Hedges emphasizes that the fear which the U.S. government has created has “cowed the nation” to submit their freedoms to it and made them too fearful to revolt. He concludes, however, that throughout history the working class has eventually woken up and revolted, and we must do the same (pg. 66): “It is an old battle. It has been fought over and over in human history. The only route left to us, as Aristotle knew, is either submission or revolt.
Hedges then references the Russian Revolution under Lenin, and the Zapatista (or EZLN) movement in Mexico. Both movements sprung up as a revolt of the masses against the upper class, but the latter shifted to nonviolent tactics, which Hedges believes we should emulate (pg. 76):
This transformation by the EZLN is one that is crucial to remember as we search for mechanisms to sever ourselves from the corporate state and build self-governing communities. The goal is not to destroy but to transform. And this is why violence is counterproductive. We too must work to create a radical shift in consciousness.
Ideologically this is a sound argument, and one which was used by the Civil Rights Movement in the United States to end racial segregation.
Hedges moves on to analyze the prison industrial complex in America and the effect capitalism has on society in Chapter Five: The Rebel Caged (pg. 126):
At the bottom, the problem is not race, although race plays a huge part in incarceration rates, nor is it ultimately poverty. It is the predatory nature of capitalism itself. And until we slay the beast of corporate capitalism, until we wrest power back from corporations, until we build social institutions and a system of governance designed not to profit the few but to foster the common good, our prison industry and the horror it perpetuates will only expand.
This could be the turning point in the book, where Hedges begins to introduce the reader to his game plan. His strategy for the revolution.

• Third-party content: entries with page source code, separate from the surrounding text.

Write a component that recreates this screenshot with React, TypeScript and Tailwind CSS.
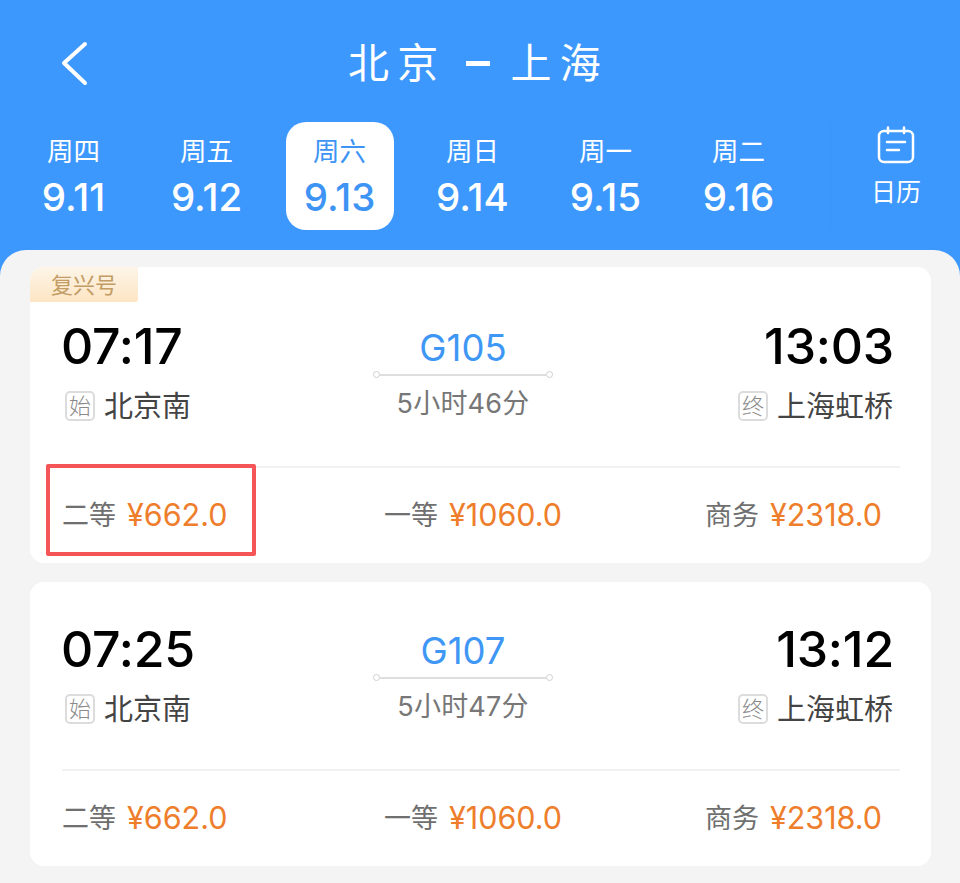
const FONT = "font-['Inter','Noto_Sans_CJK_SC',sans-serif]";

const days = [
  { w: "周四", d: "9.11" },
  { w: "周五", d: "9.12" },
  { w: "周六", d: "9.13", active: true },
  { w: "周日", d: "9.14" },
  { w: "周一", d: "9.15" },
  { w: "周二", d: "9.16" },
];

function Tag({ children }: { children: string }) {
  return (
    <span className="flex h-[30px] w-[30px] shrink-0 items-center justify-center rounded-[5px] border-2 border-[#dcdcdc] text-[22px] font-light leading-none text-[#8a8a8a]">
      {children}
    </span>
  );
}

function Price({ label, value }: { label: string; value: string }) {
  return (
    <div className="flex items-center gap-[11px]">
      <span className="text-[27px] leading-none text-[#6f6f6f]">{label}</span>
      <span className="text-[30.5px] leading-none text-[#ee7e2c]">{value}</span>
    </div>
  );
}

function Card({
  dep,
  arr,
  no,
  dur,
  first,
}: {
  dep: string;
  arr: string;
  no: string;
  dur: string;
  first?: boolean;
}) {
  return (
    <div className={"relative rounded-[14px] bg-white " + (first ? "h-[296px] pt-[52px]" : "h-[284px] pt-[40px]")}>
      {first && (
        <div className="absolute left-0 top-0 flex h-[35px] w-[108px] items-center justify-center rounded-br-[3px] rounded-tl-[14px] bg-gradient-to-b from-[#fdf5e8] to-[#fde5c3] text-[22px] leading-none text-[#c29c64]">
          复兴号
        </div>
      )}
      <div className="ml-[32px] mr-[37px] grid h-[147px] grid-cols-[311px_180px_1fr] items-start">
        <div className="flex flex-col">
          <div className="-ml-[1px] h-[54px] text-[50px] font-medium leading-[54px] tracking-[-0.2px] text-black">{dep}</div>
          <div className="mt-[18px] ml-[3px] flex items-center gap-[9px]">
            <Tag>始</Tag>
            <span className="text-[29px] leading-none text-[#444444]">北京南</span>
          </div>
        </div>
        <div className="flex flex-col items-center">
          <div className="mt-[2px] h-[40px] text-[36.5px] leading-[54px] text-[#3f97f5]">{no}</div>
          <div className="mt-[10px] flex w-full items-center">
            <span className="h-[7px] w-[7px] rounded-full border border-[#d0d0d0]" />
            <span className="h-[2px] flex-1 bg-[#dedede]" />
            <span className="h-[7px] w-[7px] rounded-full border border-[#d0d0d0]" />
          </div>
          <div className="mt-[12px] text-[27px] leading-none tracking-[0.2px] text-[#777777]">{dur}</div>
        </div>
        <div className="flex flex-col items-end">
          <div className="h-[54px] text-[50px] font-medium leading-[54px] tracking-[-0.2px] text-black">{arr}</div>
          <div className="mt-[18px] mr-[1px] flex items-center gap-[9px]">
            <Tag>终</Tag>
            <span className="text-[29px] leading-none text-[#444444]">上海虹桥</span>
          </div>
        </div>
      </div>
      <div className="ml-[32px] mr-[31px] h-[2px] bg-[#f1f1f1]" />
      <div className="ml-[32px] mt-[32px] grid grid-cols-[322px_321px_1fr] items-center">
        <Price label="二等" value="¥662.0" />
        <Price label="一等" value="¥1060.0" />
        <Price label="商务" value="¥2318.0" />
      </div>
    </div>
  );
}

export default function App() {
  return (
    <div className={"relative h-[883px] w-[960px] overflow-hidden bg-[#3d98fd] " + FONT}>
      <header className="h-[250px]">
        <div className="flex h-[122px] items-start pl-[60px] pr-[93px] pt-[38px]">
          <svg width="30" height="50" viewBox="0 0 30 50" fill="none" className="shrink-0">
            <path d="M25 6 L4 25 L25 45" stroke="#ffffff" strokeWidth="4" strokeLinecap="round" strokeLinejoin="round" />
          </svg>
          <h1 className="flex flex-1 items-center justify-center gap-[19px] text-[41px] font-normal leading-[50px] tracking-[0.2em] text-white">
            <span>北京</span>
            <span className="mr-[2px] h-[5px] w-[24px] bg-white" />
            <span>上海</span>
          </h1>
        </div>
        <div className="flex pl-[7px]">
          {days.map((x) => (
            <div key={x.d} className="flex w-[133px] justify-center">
              <div
                className={
                  "flex h-[108px] w-[108px] flex-col items-center rounded-[20px] pt-[13px] " +
                  (x.active ? "bg-white text-[#3d94f5]" : "text-white")
                }
              >
                <span className="text-[26.5px] leading-[32px]">{x.w}</span>
                <span className="mt-[8px] text-[38.5px] font-medium leading-[44px]">{x.d}</span>
              </div>
            </div>
          ))}
          <div className="ml-[26px] flex w-[129px] flex-col items-center border-l border-[#3b95fa] pt-[4px]">
            <svg width="38" height="38" viewBox="0 0 38 38" fill="none">
              <rect x="2" y="5" width="34" height="31" rx="5" stroke="#ffffff" strokeWidth="2.5" />
              <path d="M11 1.5V7M27 1.5V7" stroke="#ffffff" strokeWidth="2.5" strokeLinecap="round" />
              <path d="M10 16H28M10 24H22" stroke="#ffffff" strokeWidth="2.5" strokeLinecap="round" />
            </svg>
            <span className="mt-[13px] text-[25px] leading-[30px] text-white">日历</span>
          </div>
        </div>
      </header>
      <main className="flex h-[633px] flex-col gap-[19px] rounded-t-[26px] bg-[#f4f4f5] pl-[30px] pr-[29px] pt-[17px]">
        <Card first dep="07:17" arr="13:03" no="G105" dur="5小时46分" />
        <Card dep="07:25" arr="13:12" no="G107" dur="5小时47分" />
      </main>
      <div className="absolute left-[46px] top-[464px] h-[92px] w-[210px] rounded-[2px] border-[4px] border-[#f65558]" />
    </div>
  );
}
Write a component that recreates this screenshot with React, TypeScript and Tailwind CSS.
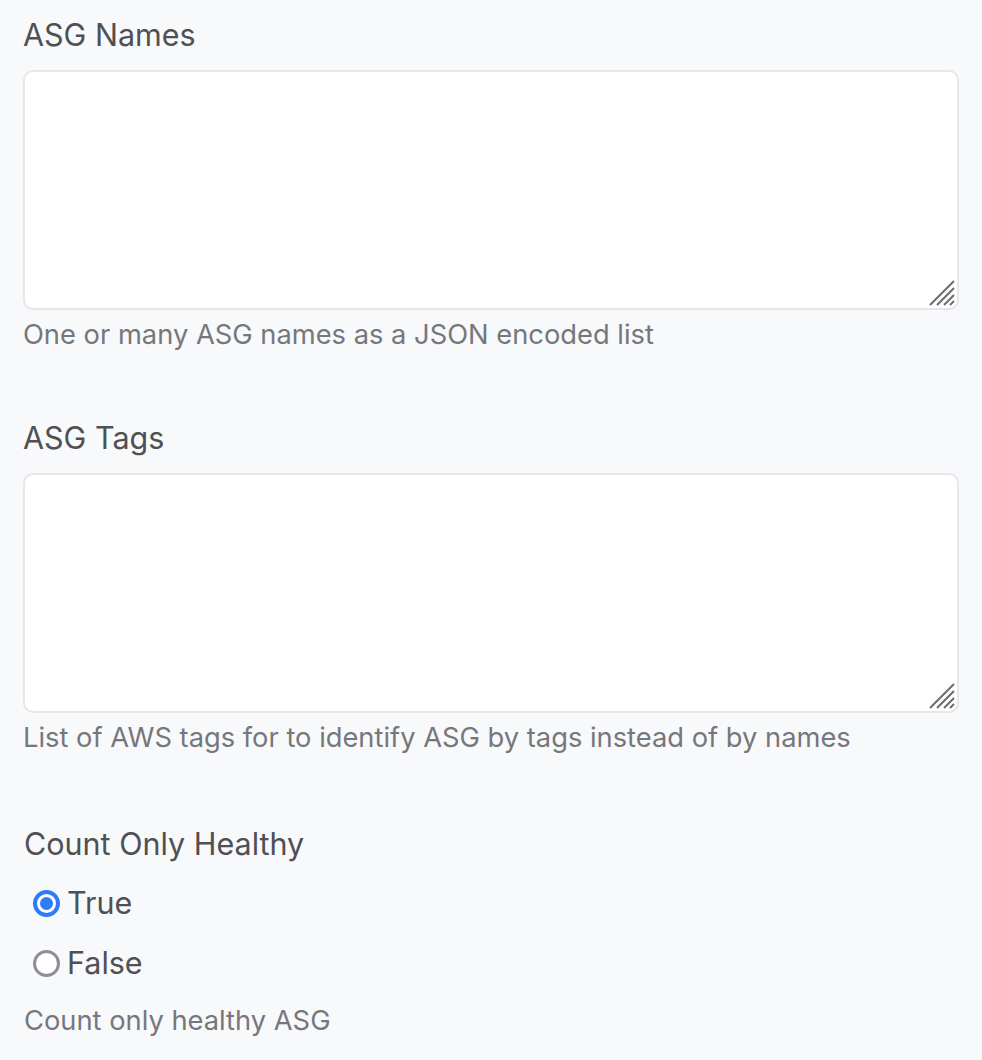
import { useState } from "react"

const font = { fontFamily: 'Inter, "Noto Sans", Arial, sans-serif' }

function Grip() {
  return (
    <svg className="absolute right-[4px] bottom-[4px] pointer-events-none" width="26" height="26" viewBox="0 0 26 26">
      <g stroke="#6b6b6f" strokeWidth="2">
        <line x1="1" y1="25" x2="25" y2="1" />
        <line x1="8" y1="25" x2="25" y2="8" />
        <line x1="15" y1="25" x2="25" y2="15" />
        <line x1="21" y1="25" x2="25" y2="21" />
      </g>
    </svg>
  )
}

function TextareaField({ label, help }: { label: string; help: string }) {
  return (
    <div className="flex flex-col">
      <label className="text-[30.5px] leading-[36px] text-[#4f5054] mb-[17px]">{label}</label>
      <div className="relative w-[936px] h-[240px]">
        <textarea className="w-full h-full resize-none bg-white border-2 border-[#e6e7ea] rounded-[10px] outline-none p-3" />
        <Grip />
      </div>
      <p className="mt-[8px] text-[27.3px] leading-[34px] text-[#76777b]">{help}</p>
    </div>
  )
}

export default function App() {
  const [healthy, setHealthy] = useState("true")

  const options = [
    { value: "true", label: "True" },
    { value: "false", label: "False" },
  ]

  return (
    <div className="min-h-[1060px] bg-[#f8f9fb] pl-[23px] pt-[17px]" style={font}>
      <div className="flex flex-col gap-[68px]">
        <TextareaField label="ASG Names" help="One or many ASG names as a JSON encoded list" />
        <TextareaField label="ASG Tags" help="List of AWS tags for to identify ASG by tags instead of by names" />
        <div className="flex flex-col mt-[3px]">
          <label className="text-[30.5px] leading-[36px] text-[#4f5054] pl-px">Count Only Healthy</label>
          <div className="mt-[21px] flex flex-col gap-[20px] pl-[10px]">
            {options.map((o) => (
              <label key={o.value} className="flex items-center h-[40px] cursor-pointer">
                <span
                  onClick={() => setHealthy(o.value)}
                  className={`w-[27px] h-[27px] rounded-full flex items-center justify-center bg-white ${
                    healthy === o.value ? "border-[4px] border-[#2f7cf6]" : "border-[3px] border-[#8e8e94]"
                  }`}
                >
                  {healthy === o.value && <span className="w-[13px] h-[13px] rounded-full bg-[#2f7cf6]" />}
                </span>
                <span className="ml-[7px] text-[30.5px] leading-[40px] text-[#4f5054]">{o.label}</span>
              </label>
            ))}
          </div>
          <p className="mt-[21px] text-[27.3px] leading-[34px] text-[#76777b] pl-px">Count only healthy ASG</p>
        </div>
      </div>
    </div>
  )
}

The momentum has been built and we are ready to take action. Instead, Hedges brings in more examples, heralding the acts of rebels Julian Assange, Edward Snowden, and Chelsea Manning, among others, as heroes who would now be leading the revolution, if the U.S. government hadn’t kept them from their calling through persecution and imprisonment (pg. 200):
The world has been turned upside down. The pestilence of corporate totalitarianism is spreading over the earth. The criminals have seized power… The persecution of these rebels is the harbinger of what is to come: the rise of a bitter world where criminals in tailored suits and gangsters in beribboned military uniforms – propped up by a vast internal and external security apparatus, a compliant press, and a morally bankrupt political elite – hunt down and cage all who resist.
This comes across as a scare tactic, and as such it lacks resonance. The acts of these modern day martyrs were done to promote freedom of information, and expose illegal government surveillance and corruption. That alone can inspire revolutionary action, if utilized effectively.
In the final chapter, Sublime Madness, I still held out hope for a cohesive, inspiring conclusion, one which would tie everything together and be more than just a call to arms. Instead, Hedges gives the reader more rhetoric, and the definition of “sublime madness”, which we, the readers and future rebels, should have in order to rebel successfully (pg. 211):
Sublime madness demands self-sacrifice and entails the very real possibility of death. Not that the rebel possessed of sublime madness wants to die, for the fight against radical evil is the ultimate affirmation of life. The rebel understands the terrible power of the forces arrayed against all rebels, and how far these forces, once threatened, will go to silence rebels, and yet is so possessed that he or she is unable to conform.
If Hedges’ goal is to inspire the reader to revolt, to the point that we succumb to sublime madness and are ready to risk our lives to overthrow this corporate totalitarian government, he needs to provide more substance than rhetoric and analogies. Though he does make some valid points about the nature of corporate greed and corruption, and presents an interesting hypothesis about inverted totalitarianism and the corporate state, he doesn’t present a solution. Wages of Rebellion calls for action from the people without a solid vision of how the revolution will evolve or its eventual outcome, and that’s not enough to inspire the ultimate sacrifice.